Nonetheless, the minister expressed strong conviction that with about two months still to go before year-end, the public finances were expected to end the year in a surplus and healthy state.

“We will still end the year on target within 4 percent of GDP in terms of our deficit target, so I can assure you Mr Speaker Sir and colleagues the (Government) finances are well managed and they are sound.

“I also confirm that we have stopped using the Reserve Bank of Zimbabwe window; you recall at the end of 2018 in the last Budget we had an exposure of about $3,5 billion that central Government, through Treasury, was borrowing from the central bank.

“That era is over. Since January 2019, we have not borrowed a cent from the central bank and it should be like that and that also gives the central bank a bit more independence,” Minister Ncube said.

While the fiscal deficit was now under control, Minister Ncube said the external position of the country, defined in terms of the state of the current account, was equally under control, which augurs well for efforts to stabilise the Zimbabwe dollar.

“The external deficit, which is your current account and so forth, is also under control. So what has happened is that the gap between exports and imports (trade deficit) has narrowed, if you compare 2018 and 2019 and the previous years.

“You need that when you are reforming. Why?
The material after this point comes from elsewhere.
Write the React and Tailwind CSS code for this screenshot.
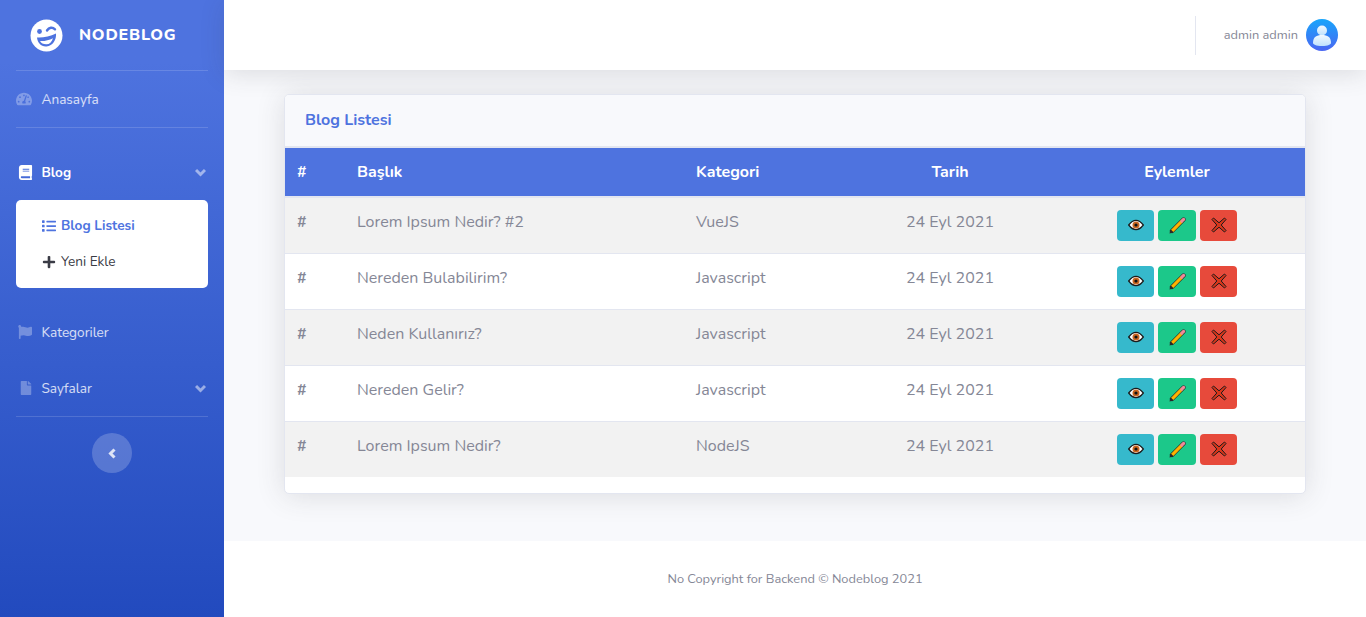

Because if your deficit on the external front is huge it becomes an additional risk to your currency.

“It means you are living beyond your means in terms of demanding other people’s goods other than your goods and exporting to them and that is not healthy.”

He said because austerity measures had achieved their objective, it was now time to transition to productivity across all sectors and overall economic growth.

The Treasury chief pointed out that the containment of public expenditures and the declining current account deficit was what gave authorities the confidence to re-introduce the local currency.

“Those were key risks to introduction of a domestic mono-currency; that gave us confidence to do so,” he said. “Zimbabwe first introduced local currency, under the multi-currency regime, in February this year through Statutory Instrument 33 of 2019 and then totally removed the foreign currencies on the 24th of June through SI 142 of 2019.

“But, in doing that we also realised that we had a challenge in terms of store of value for ordinary citizens, including myself, so we needed to allow the citizens to retain the foreign currency accounts.

“Those foreign currency accounts should not be touched by the Government. We have to make that commitment; we have made that commitment,” he said.